TASK TO CARRY OUT
Scan the data below and pick out the lines containing the word "with".

[START STORED DATA]

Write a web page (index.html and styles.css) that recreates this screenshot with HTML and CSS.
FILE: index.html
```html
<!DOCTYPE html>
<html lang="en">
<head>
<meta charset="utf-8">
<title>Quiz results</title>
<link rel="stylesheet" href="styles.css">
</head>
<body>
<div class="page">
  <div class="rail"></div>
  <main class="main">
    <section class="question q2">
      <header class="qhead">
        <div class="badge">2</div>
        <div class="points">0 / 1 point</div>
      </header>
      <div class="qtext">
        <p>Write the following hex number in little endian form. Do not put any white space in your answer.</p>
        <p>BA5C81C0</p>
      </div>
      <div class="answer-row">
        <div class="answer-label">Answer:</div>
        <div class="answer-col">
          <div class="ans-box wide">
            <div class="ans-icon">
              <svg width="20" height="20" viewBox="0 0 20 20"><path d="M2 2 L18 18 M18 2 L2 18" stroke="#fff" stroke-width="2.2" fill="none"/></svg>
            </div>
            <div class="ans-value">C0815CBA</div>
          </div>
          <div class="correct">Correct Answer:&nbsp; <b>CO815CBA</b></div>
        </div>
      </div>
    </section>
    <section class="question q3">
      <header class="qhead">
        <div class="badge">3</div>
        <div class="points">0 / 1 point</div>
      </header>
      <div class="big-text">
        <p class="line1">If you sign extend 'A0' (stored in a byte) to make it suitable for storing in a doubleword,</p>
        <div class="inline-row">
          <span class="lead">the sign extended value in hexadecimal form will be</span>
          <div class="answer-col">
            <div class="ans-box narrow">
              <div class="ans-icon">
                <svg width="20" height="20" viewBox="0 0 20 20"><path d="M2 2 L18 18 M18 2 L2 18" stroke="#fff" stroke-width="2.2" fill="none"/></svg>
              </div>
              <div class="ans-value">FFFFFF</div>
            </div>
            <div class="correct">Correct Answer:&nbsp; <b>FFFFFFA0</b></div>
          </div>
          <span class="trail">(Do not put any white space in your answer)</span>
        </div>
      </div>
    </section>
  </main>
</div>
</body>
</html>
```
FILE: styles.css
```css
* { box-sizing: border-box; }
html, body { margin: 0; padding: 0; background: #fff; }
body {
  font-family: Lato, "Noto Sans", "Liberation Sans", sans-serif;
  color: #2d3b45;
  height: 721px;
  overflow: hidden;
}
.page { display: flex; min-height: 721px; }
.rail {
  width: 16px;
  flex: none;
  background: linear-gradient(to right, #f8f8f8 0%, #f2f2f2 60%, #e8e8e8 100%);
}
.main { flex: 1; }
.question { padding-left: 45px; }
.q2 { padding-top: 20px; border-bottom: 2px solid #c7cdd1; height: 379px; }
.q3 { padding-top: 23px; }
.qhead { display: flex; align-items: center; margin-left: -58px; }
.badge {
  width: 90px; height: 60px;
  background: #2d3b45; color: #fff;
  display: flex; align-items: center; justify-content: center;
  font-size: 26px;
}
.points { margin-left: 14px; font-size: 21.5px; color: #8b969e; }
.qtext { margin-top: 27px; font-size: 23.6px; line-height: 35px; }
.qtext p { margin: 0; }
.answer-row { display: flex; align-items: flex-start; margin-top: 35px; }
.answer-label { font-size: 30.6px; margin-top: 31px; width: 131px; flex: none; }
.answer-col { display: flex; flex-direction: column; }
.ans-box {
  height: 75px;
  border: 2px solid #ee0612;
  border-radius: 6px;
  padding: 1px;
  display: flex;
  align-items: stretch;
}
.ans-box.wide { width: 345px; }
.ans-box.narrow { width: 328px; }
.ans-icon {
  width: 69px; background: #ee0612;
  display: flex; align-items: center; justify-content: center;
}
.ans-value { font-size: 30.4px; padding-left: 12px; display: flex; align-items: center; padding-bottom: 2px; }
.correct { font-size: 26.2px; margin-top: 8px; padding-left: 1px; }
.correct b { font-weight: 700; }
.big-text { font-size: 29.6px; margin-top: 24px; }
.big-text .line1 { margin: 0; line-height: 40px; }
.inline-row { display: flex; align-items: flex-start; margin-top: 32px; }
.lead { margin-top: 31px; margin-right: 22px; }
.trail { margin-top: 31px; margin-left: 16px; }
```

[END STORED DATA]
[START STORED DATA]

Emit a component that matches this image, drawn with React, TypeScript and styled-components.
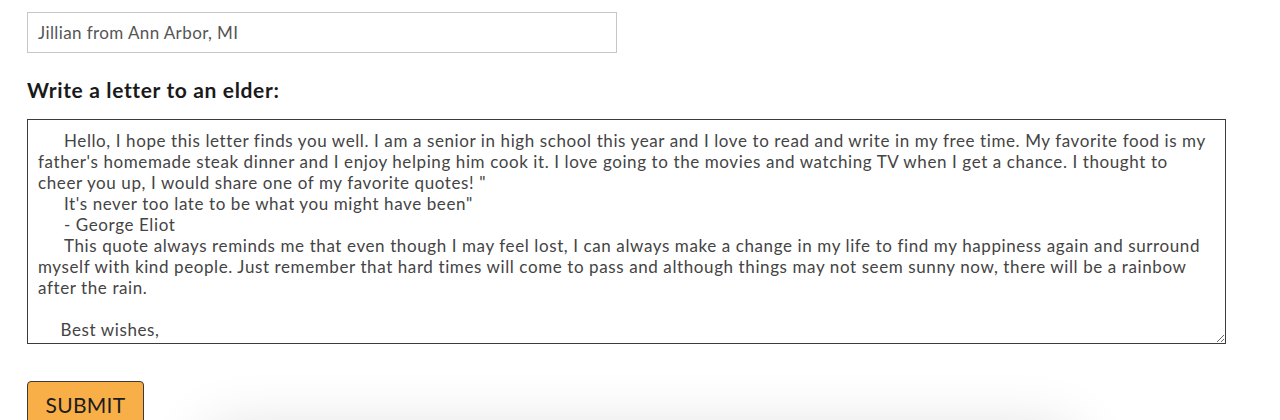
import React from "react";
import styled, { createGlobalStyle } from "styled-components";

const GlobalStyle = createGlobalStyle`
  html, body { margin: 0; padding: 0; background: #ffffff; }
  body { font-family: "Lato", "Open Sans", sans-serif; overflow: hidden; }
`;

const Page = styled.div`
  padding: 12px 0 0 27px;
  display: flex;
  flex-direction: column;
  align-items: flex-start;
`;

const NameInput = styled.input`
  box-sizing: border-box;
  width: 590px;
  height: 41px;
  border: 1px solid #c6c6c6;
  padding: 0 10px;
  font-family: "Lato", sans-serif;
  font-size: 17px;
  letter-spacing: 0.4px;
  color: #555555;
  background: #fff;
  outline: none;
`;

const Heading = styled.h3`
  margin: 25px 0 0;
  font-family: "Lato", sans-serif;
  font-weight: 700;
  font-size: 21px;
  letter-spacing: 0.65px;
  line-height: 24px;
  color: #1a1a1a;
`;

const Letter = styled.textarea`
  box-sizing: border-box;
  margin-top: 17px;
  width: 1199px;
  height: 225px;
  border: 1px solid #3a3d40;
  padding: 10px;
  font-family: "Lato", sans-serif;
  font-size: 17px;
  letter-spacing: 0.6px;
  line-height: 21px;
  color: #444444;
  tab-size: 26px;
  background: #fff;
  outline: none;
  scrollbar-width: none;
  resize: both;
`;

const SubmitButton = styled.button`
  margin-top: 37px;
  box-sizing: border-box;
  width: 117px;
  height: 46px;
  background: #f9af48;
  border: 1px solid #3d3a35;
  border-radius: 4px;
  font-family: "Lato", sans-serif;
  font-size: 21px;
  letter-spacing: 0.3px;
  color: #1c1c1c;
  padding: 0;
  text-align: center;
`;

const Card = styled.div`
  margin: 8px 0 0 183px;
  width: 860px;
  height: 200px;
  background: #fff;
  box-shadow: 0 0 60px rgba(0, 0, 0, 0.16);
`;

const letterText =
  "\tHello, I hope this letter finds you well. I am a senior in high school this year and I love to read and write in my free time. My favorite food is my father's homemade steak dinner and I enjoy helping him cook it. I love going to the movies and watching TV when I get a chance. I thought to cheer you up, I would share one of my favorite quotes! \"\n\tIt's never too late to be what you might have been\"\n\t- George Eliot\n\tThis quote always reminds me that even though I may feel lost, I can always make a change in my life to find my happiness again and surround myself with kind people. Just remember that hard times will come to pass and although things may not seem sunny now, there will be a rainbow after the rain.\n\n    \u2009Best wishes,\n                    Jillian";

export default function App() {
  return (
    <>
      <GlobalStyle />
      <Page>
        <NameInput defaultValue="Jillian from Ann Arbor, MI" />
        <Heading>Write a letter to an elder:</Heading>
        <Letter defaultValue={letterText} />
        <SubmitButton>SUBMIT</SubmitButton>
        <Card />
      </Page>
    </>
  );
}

[END STORED DATA]
[START STORED DATA]

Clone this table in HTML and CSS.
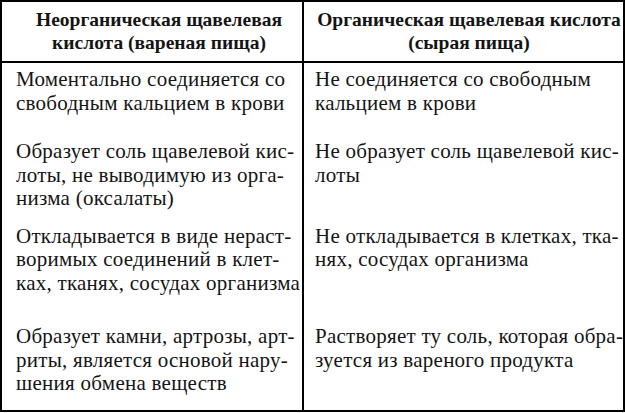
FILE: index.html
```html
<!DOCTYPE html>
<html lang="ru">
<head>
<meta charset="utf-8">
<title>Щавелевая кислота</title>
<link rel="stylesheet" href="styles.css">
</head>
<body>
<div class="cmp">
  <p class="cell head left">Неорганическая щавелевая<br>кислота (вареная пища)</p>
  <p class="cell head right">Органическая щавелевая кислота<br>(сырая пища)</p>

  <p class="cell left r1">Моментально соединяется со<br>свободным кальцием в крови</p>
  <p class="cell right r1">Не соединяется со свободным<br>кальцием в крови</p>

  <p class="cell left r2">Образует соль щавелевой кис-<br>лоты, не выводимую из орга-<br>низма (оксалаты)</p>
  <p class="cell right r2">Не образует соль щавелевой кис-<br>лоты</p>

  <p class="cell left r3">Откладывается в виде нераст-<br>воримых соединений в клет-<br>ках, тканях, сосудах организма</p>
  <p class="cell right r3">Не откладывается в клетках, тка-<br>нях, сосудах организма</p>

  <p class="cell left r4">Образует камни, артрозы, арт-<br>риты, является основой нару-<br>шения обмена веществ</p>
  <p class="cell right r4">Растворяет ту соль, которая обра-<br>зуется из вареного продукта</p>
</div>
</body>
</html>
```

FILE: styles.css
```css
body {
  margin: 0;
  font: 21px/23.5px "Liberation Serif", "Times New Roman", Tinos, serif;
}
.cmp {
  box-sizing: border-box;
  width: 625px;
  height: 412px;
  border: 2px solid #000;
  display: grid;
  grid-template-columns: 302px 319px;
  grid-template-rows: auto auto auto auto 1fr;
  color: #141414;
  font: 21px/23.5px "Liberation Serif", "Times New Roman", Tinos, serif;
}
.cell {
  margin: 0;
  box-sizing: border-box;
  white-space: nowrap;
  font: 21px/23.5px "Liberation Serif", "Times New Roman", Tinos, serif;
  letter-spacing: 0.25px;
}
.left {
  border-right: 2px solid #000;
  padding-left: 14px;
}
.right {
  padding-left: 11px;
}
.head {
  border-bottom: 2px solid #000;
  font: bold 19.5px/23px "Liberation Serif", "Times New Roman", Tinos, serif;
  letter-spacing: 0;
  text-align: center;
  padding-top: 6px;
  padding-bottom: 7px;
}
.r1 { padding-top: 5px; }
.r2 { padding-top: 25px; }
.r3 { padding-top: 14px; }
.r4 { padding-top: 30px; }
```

[END STORED DATA]

WRITTEN SOLUTION
Write a web page (index.html and styles.css) that recreates this screenshot with HTML and CSS.
Emit a component that matches this image, drawn with React, TypeScript and styled-components.
  "\tHello, I hope this letter finds you well. I am a senior in high school this year and I love to read and write in my free time. My favorite food is my father's homemade steak dinner and I enjoy helping him cook it. I love going to the movies and watching TV when I get a chance. I thought to cheer you up, I would share one of my favorite quotes! \"\n\tIt's never too late to be what you might have been\"\n\t- George Eliot\n\tThis quote always reminds me that even though I may feel lost, I can always make a change in my life to find my happiness again and surround myself with kind people. Just remember that hard times will come to pass and although things may not seem sunny now, there will be a rainbow after the rain.\n\n    \u2009Best wishes,\n                    Jillian";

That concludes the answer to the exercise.